> Task to carry out
Reproduce every entry below precisely; do not include the pictures.

════

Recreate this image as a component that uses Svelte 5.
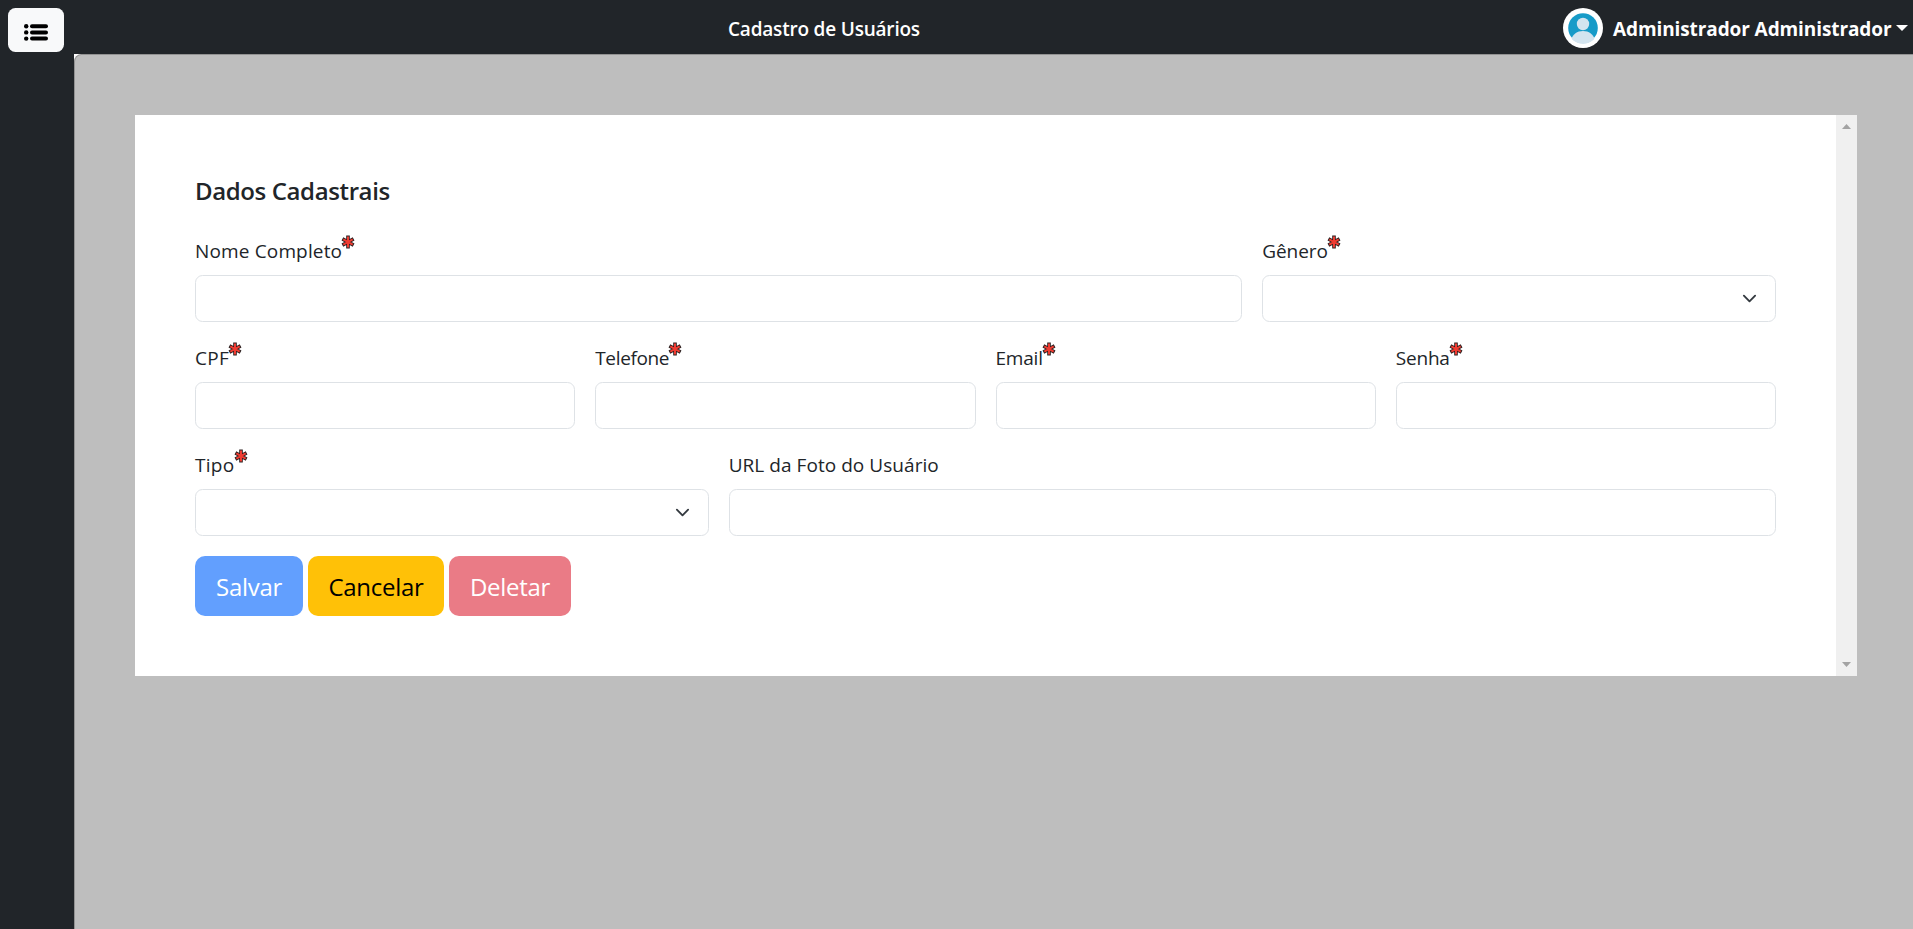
<script>
  const rows = [
    [
      { id: 'nome', label: 'Nome Completo', required: true, span: 8 },
      { id: 'genero', label: 'Gênero', required: true, span: 4, select: true }
    ],
    [
      { id: 'cpf', label: 'CPF', required: true, span: 3 },
      { id: 'telefone', label: 'Telefone', required: true, span: 3 },
      { id: 'email', label: 'Email', required: true, span: 3 },
      { id: 'senha', label: 'Senha', required: true, span: 3 }
    ],
    [
      { id: 'tipo', label: 'Tipo', required: true, span: 4, select: true },
      { id: 'foto', label: 'URL da Foto do Usuário', required: false, span: 8 }
    ]
  ];
</script>

<div class="page">
  <header>
    <button class="toggle" aria-label="Menu">
      <svg width="24" height="17" viewBox="0 0 24 17">
        <g fill="#000">
          <circle cx="2.2" cy="2.2" r="2.2" /><rect x="6" y="0.2" width="18" height="4" rx="2" />
          <circle cx="2.2" cy="8.4" r="2.2" /><rect x="6" y="6.4" width="18" height="4" rx="2" />
          <circle cx="2.2" cy="14.6" r="2.2" /><rect x="6" y="12.6" width="18" height="4" rx="2" />
        </g>
      </svg>
    </button>
    <div class="title"><span>Cadastro de Usuários</span></div>
    <div class="user">
      <svg class="avatar" width="40" height="40" viewBox="0 0 40 40">
        <defs><clipPath id="face"><circle cx="20" cy="20" r="16" /></clipPath></defs>
        <circle cx="20" cy="20" r="20" fill="#fff" />
        <circle cx="20" cy="20" r="14.8" fill="#179bc8" />
        <g clip-path="url(#face)" fill="#d3e4ef">
          <circle cx="20" cy="16" r="6.2" />
          <path d="M8.500 31C9.800 26.500 14 23 20 23s10.200 3.500 11.500 8c-3 3.500-7 5-11.500 5s-8.500-1.500-11.500-5z" />
        </g>
      </svg>
      <strong>Administrador Administrador</strong>
      <i class="caret"></i>
    </div>
  </header>
  <div class="body">
    <aside></aside>
    <div class="corner">
      <main>
        <div class="card">
          <form>
            <h5>Dados Cadastrais</h5>
            {#each rows as row}
              <div class="row">
                {#each row as field}
                  <div class="field span-{field.span}">
                    <label for={field.id}>
                      <span class="text {field.id}">{field.label}</span>
                      {#if field.required}
                        <svg class="star" width="14" height="14" viewBox="0 0 14 14" fill="none">
                          <path d="M7 .6v12.800M1.400 3.900l11.200 6.200M12.600 3.900L1.400 10.100" stroke="#2c2020" stroke-width="3.600" />
                          <path d="M7 1.600v10.800M2.300 4.400l9.400 5.200M11.700 4.400L2.300 9.600" stroke="#f03c32" stroke-width="2" />
                        </svg>
                      {/if}
                    </label>
                    {#if field.select}
                      <div class="select" id={field.id}>
                        <svg width="20" height="20" viewBox="0 0 16 16">
                          <path d="m2 5 6 6 6-6" fill="none" stroke="#343a40" stroke-width="2" stroke-linecap="round" stroke-linejoin="round" />
                        </svg>
                      </div>
                    {:else}
                      <input id={field.id} />
                    {/if}
                  </div>
                {/each}
              </div>
            {/each}
            <div class="actions">
              <button type="button" class="save">Salvar</button>
              <button type="button" class="cancel">Cancelar</button>
              <button type="button" class="delete">Deletar</button>
            </div>
          </form>
          <div class="scroll">
            <svg width="9" height="5" viewBox="0 0 9 5"><path d="M0 5L4.500 0 9 5z" fill="#a3a3a3" /></svg>
            <svg width="9" height="5" viewBox="0 0 9 5"><path d="M0 0h9L4.500 5z" fill="#a3a3a3" /></svg>
          </div>
        </div>
      </main>
    </div>
  </div>
</div>

<style>
  :global(body) { margin: 0; overflow: hidden; }
  * { box-sizing: border-box; }
  .page {
    height: 929px;
    display: flex;
    flex-direction: column;
    background: #212529;
    color: #212529;
    font-family: 'Open Sans', 'Noto Sans', sans-serif;
    font-size: 19px;
  }
  header { height: 54px; flex: none; display: flex; align-items: flex-start; color: #fff; padding: 8px 5px 0 8px; }
  .toggle {
    width: 56px; height: 44px; border: 0; border-radius: 7.5px; padding: 4px 0 0;
    background: #f8f9fa; display: flex; align-items: center; justify-content: center;
  }
  .title { flex: 1; padding-left: 664px; line-height: 43px; font-weight: 600; white-space: nowrap; }
  .title span { letter-spacing: -0.2px; }
  .user { display: flex; align-items: center; height: 40px; }
  .user strong { font-weight: 700; margin-left: 10px; width: 278px; white-space: nowrap; line-height: 40px; padding-top: 2px; letter-spacing: -0.1px; }
  .caret { margin-left: 5px; border: 6px solid transparent; border-top-color: #fff; border-bottom: 0; }
  .body { flex: 1; display: flex; }
  aside { width: 74px; }
  .corner { flex: 1; background: #fff; display: flex; }
  main {
    flex: 1; background: #bebebe; border: 1px solid #929292; border-width: 1px 0 0 1px;
    border-top-left-radius: 7.5px; padding: 60px 56px 0 60px;
  }
  .card { height: 561px; display: flex; background: #fff; }
  form { flex: 1; padding: 60px 60px 0; }
  .scroll {
    width: 21px; background: #f0f0f0; padding: 9px 0; display: flex; flex-direction: column;
    align-items: center; justify-content: space-between;
  }
  h5 { margin: 0; height: 40px; font-size: 24px; line-height: 31px; font-weight: 600; letter-spacing: -0.38px; white-space: nowrap; }
  .row { display: grid; grid-template-columns: repeat(12, 1fr); column-gap: 20px; height: 107px; }
  .span-3 { grid-column: span 3; }
  .span-4 { grid-column: span 4; }
  .span-8 { grid-column: span 8; }
  label { display: flex; height: 60px; padding-top: 21px; line-height: 30px; white-space: nowrap; }
  .text.nome { letter-spacing: 0.15px; }
  .text.genero { letter-spacing: -0.1px; }
  .text.cpf { letter-spacing: 0.3px; }
  .text.telefone { letter-spacing: -0.35px; }
  .text.email, .text.senha { letter-spacing: -0.2px; }
  .text.tipo { letter-spacing: 0.3px; }
  .text.foto { letter-spacing: 0.05px; }
  .star { margin: -1px 0 0 -1px; }
  input, .select {
    display: block; width: 100%; height: 47px; border: 1px solid #dee2e6; border-radius: 7.5px;
    background: #fff; padding: 0 15px; outline: 0;
  }
  .select { display: flex; align-items: center; justify-content: flex-end; }
  .select svg { width: 15px; height: 15px; margin-right: 2.500px; }
  .actions { display: flex; gap: 5px; padding-top: 20px; }
  .actions button {
    border: 0; height: 60px; border-radius: 10px; padding: 0; color: #fff;
    font-family: inherit; font-size: 24px; letter-spacing: -0.3px;
  }
  .actions .save { width: 108px; background: #629ffe; }
  .actions .cancel { width: 136px; background: #ffc107; color: #000; }
  .actions .delete { width: 122px; background: #ea7b86; }
</style>
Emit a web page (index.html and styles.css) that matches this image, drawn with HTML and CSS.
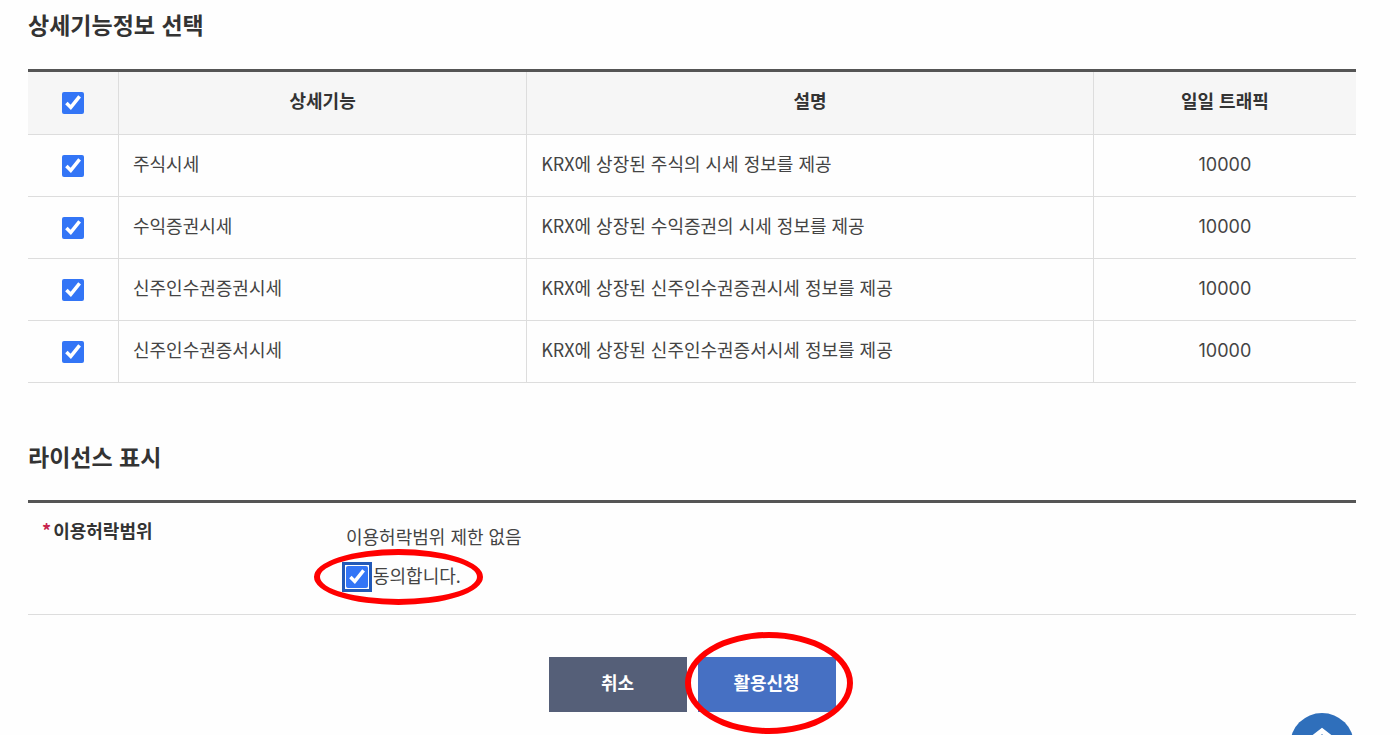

════

> Task result
Recreate this image as a component that uses Svelte 5.
<script>
  const rows = [
    [
      { id: 'nome', label: 'Nome Completo', required: true, span: 8 },
      { id: 'genero', label: 'Gênero', required: true, span: 4, select: true }
    ],
    [
      { id: 'cpf', label: 'CPF', required: true, span: 3 },
      { id: 'telefone', label: 'Telefone', required: true, span: 3 },
      { id: 'email', label: 'Email', required: true, span: 3 },
      { id: 'senha', label: 'Senha', required: true, span: 3 }
    ],
    [
      { id: 'tipo', label: 'Tipo', required: true, span: 4, select: true },
      { id: 'foto', label: 'URL da Foto do Usuário', required: false, span: 8 }
    ]
  ];
</script>

<div class="page">
  <header>
    <button class="toggle" aria-label="Menu">
      <svg width="24" height="17" viewBox="0 0 24 17">
        <g fill="#000">
          <circle cx="2.2" cy="2.2" r="2.2" /><rect x="6" y="0.2" width="18" height="4" rx="2" />
          <circle cx="2.2" cy="8.4" r="2.2" /><rect x="6" y="6.4" width="18" height="4" rx="2" />
          <circle cx="2.2" cy="14.6" r="2.2" /><rect x="6" y="12.6" width="18" height="4" rx="2" />
        </g>
      </svg>
    </button>
    <div class="title"><span>Cadastro de Usuários</span></div>
    <div class="user">
      <svg class="avatar" width="40" height="40" viewBox="0 0 40 40">
        <defs><clipPath id="face"><circle cx="20" cy="20" r="16" /></clipPath></defs>
        <circle cx="20" cy="20" r="20" fill="#fff" />
        <circle cx="20" cy="20" r="14.8" fill="#179bc8" />
        <g clip-path="url(#face)" fill="#d3e4ef">
          <circle cx="20" cy="16" r="6.2" />
          <path d="M8.500 31C9.800 26.500 14 23 20 23s10.200 3.500 11.500 8c-3 3.500-7 5-11.500 5s-8.500-1.500-11.500-5z" />
        </g>
      </svg>
      <strong>Administrador Administrador</strong>
      <i class="caret"></i>
    </div>
  </header>
  <div class="body">
    <aside></aside>
    <div class="corner">
      <main>
        <div class="card">
          <form>
            <h5>Dados Cadastrais</h5>
            {#each rows as row}
              <div class="row">
                {#each row as field}
                  <div class="field span-{field.span}">
                    <label for={field.id}>
                      <span class="text {field.id}">{field.label}</span>
                      {#if field.required}
                        <svg class="star" width="14" height="14" viewBox="0 0 14 14" fill="none">
                          <path d="M7 .6v12.800M1.400 3.900l11.200 6.200M12.600 3.900L1.400 10.100" stroke="#2c2020" stroke-width="3.600" />
                          <path d="M7 1.600v10.800M2.300 4.400l9.400 5.200M11.700 4.400L2.300 9.600" stroke="#f03c32" stroke-width="2" />
                        </svg>
                      {/if}
                    </label>
                    {#if field.select}
                      <div class="select" id={field.id}>
                        <svg width="20" height="20" viewBox="0 0 16 16">
                          <path d="m2 5 6 6 6-6" fill="none" stroke="#343a40" stroke-width="2" stroke-linecap="round" stroke-linejoin="round" />
                        </svg>
                      </div>
                    {:else}
                      <input id={field.id} />
                    {/if}
                  </div>
                {/each}
              </div>
            {/each}
            <div class="actions">
              <button type="button" class="save">Salvar</button>
              <button type="button" class="cancel">Cancelar</button>
              <button type="button" class="delete">Deletar</button>
            </div>
          </form>
          <div class="scroll">
            <svg width="9" height="5" viewBox="0 0 9 5"><path d="M0 5L4.500 0 9 5z" fill="#a3a3a3" /></svg>
            <svg width="9" height="5" viewBox="0 0 9 5"><path d="M0 0h9L4.500 5z" fill="#a3a3a3" /></svg>
          </div>
        </div>
      </main>
    </div>
  </div>
</div>

<style>
  :global(body) { margin: 0; overflow: hidden; }
  * { box-sizing: border-box; }
  .page {
    height: 929px;
    display: flex;
    flex-direction: column;
    background: #212529;
    color: #212529;
    font-family: 'Open Sans', 'Noto Sans', sans-serif;
    font-size: 19px;
  }
  header { height: 54px; flex: none; display: flex; align-items: flex-start; color: #fff; padding: 8px 5px 0 8px; }
  .toggle {
    width: 56px; height: 44px; border: 0; border-radius: 7.5px; padding: 4px 0 0;
    background: #f8f9fa; display: flex; align-items: center; justify-content: center;
  }
  .title { flex: 1; padding-left: 664px; line-height: 43px; font-weight: 600; white-space: nowrap; }
  .title span { letter-spacing: -0.2px; }
  .user { display: flex; align-items: center; height: 40px; }
  .user strong { font-weight: 700; margin-left: 10px; width: 278px; white-space: nowrap; line-height: 40px; padding-top: 2px; letter-spacing: -0.1px; }
  .caret { margin-left: 5px; border: 6px solid transparent; border-top-color: #fff; border-bottom: 0; }
  .body { flex: 1; display: flex; }
  aside { width: 74px; }
  .corner { flex: 1; background: #fff; display: flex; }
  main {
    flex: 1; background: #bebebe; border: 1px solid #929292; border-width: 1px 0 0 1px;
    border-top-left-radius: 7.5px; padding: 60px 56px 0 60px;
  }
  .card { height: 561px; display: flex; background: #fff; }
  form { flex: 1; padding: 60px 60px 0; }
  .scroll {
    width: 21px; background: #f0f0f0; padding: 9px 0; display: flex; flex-direction: column;
    align-items: center; justify-content: space-between;
  }
  h5 { margin: 0; height: 40px; font-size: 24px; line-height: 31px; font-weight: 600; letter-spacing: -0.38px; white-space: nowrap; }
  .row { display: grid; grid-template-columns: repeat(12, 1fr); column-gap: 20px; height: 107px; }
  .span-3 { grid-column: span 3; }
  .span-4 { grid-column: span 4; }
  .span-8 { grid-column: span 8; }
  label { display: flex; height: 60px; padding-top: 21px; line-height: 30px; white-space: nowrap; }
  .text.nome { letter-spacing: 0.15px; }
  .text.genero { letter-spacing: -0.1px; }
  .text.cpf { letter-spacing: 0.3px; }
  .text.telefone { letter-spacing: -0.35px; }
  .text.email, .text.senha { letter-spacing: -0.2px; }
  .text.tipo { letter-spacing: 0.3px; }
  .text.foto { letter-spacing: 0.05px; }
  .star { margin: -1px 0 0 -1px; }
  input, .select {
    display: block; width: 100%; height: 47px; border: 1px solid #dee2e6; border-radius: 7.5px;
    background: #fff; padding: 0 15px; outline: 0;
  }
  .select { display: flex; align-items: center; justify-content: flex-end; }
  .select svg { width: 15px; height: 15px; margin-right: 2.500px; }
  .actions { display: flex; gap: 5px; padding-top: 20px; }
  .actions button {
    border: 0; height: 60px; border-radius: 10px; padding: 0; color: #fff;
    font-family: inherit; font-size: 24px; letter-spacing: -0.3px;
  }
  .actions .save { width: 108px; background: #629ffe; }
  .actions .cancel { width: 136px; background: #ffc107; color: #000; }
  .actions .delete { width: 122px; background: #ea7b86; }
</style>
Emit a web page (index.html and styles.css) that matches this image, drawn with HTML and CSS.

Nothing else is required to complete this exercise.